Export coal was barely managing to fetch $60/t, down from as much as $200/t in the past, while domestic coal prices were very good and getting better, Prevost commented.

“The prices in South Africa are opposite to prices in the international market, which have been hit hard,” he said.

Richards Bay prices were higher, however, than other global prices, with notable increased demand from the the Middle East and greater interest being shown in coal by Japan.

MinGeoMet International mining engineer Grant Pitt, who chaired the first round of the conference, called for a task team to be created to ensure that the junior coal-mining sector could be developed locally. (Also watch Creamer Media video attached).

He said the mere granting of large numbers of prospecting rights to prospective junior start-ups had not succeeded in developing junior coal mining companies, despite coal being assured of a strong place in South Africa’s energy mix for the next half century to century.

Prevost flashed up a chart that indicated that a negligible volume of the 333.6-million tons of run-of-mine coal that South Africa produced last year was generated by junior coal miners.

South Africa also ended up with 69.8-million tons of discard coal, for which the country needs to find uses.

Prevost outlined how coal imports from China had plunged and India’s imports had fallen 21%.

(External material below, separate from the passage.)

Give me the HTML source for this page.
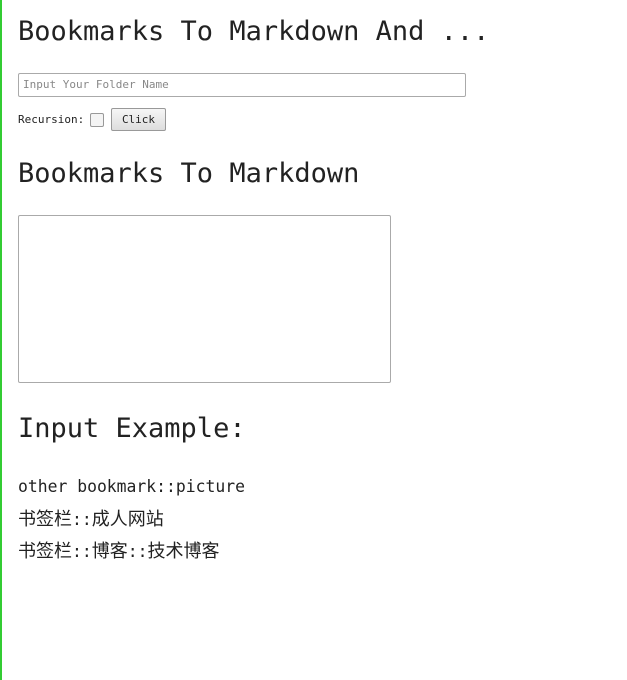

He noted in particular that diversified major Anglo American’s coal earnings had fallen 25%, which was bad news, as Anglo was South Africa’s largest coal producer, and illustrated how the total global coal industry was in decline.

The US was finding that one of the ways to survive was to consolidate, which he advocated for South Africa, and defined consolidation as not only becoming smaller but also more business-like, which was the only route to survival.

Large diversified mining companies were considering removing coal from their portfolios and smaller non-diversified companies were taking the full brunt.

Meanwhile the reality was that a developing country like South Africa needed the low-cost energy that coal brought, but investors were fighting shy of coal, which was slowing growth to 2% a year until 2019.

Kinghorn outlined how platinum and coal had been changing places as South Africa’s biggest commodity exports since 2008.

However, from 2011, coal has stayed ahead and was also the first commodity to break through the R100-billion revenue barrier, despite losing R20-billion worth of export business so far this year.

DMR director-general Dr Thibedi Ramontja, who was down to deliver the opening address, apologised for having to attend to urgent overseas business but did not send a replacement, and DMR director small-scale mining Gad Kwata, who was billed to speak on government policy on junior coal mining, withdrew the day before and also failed to send a replacement.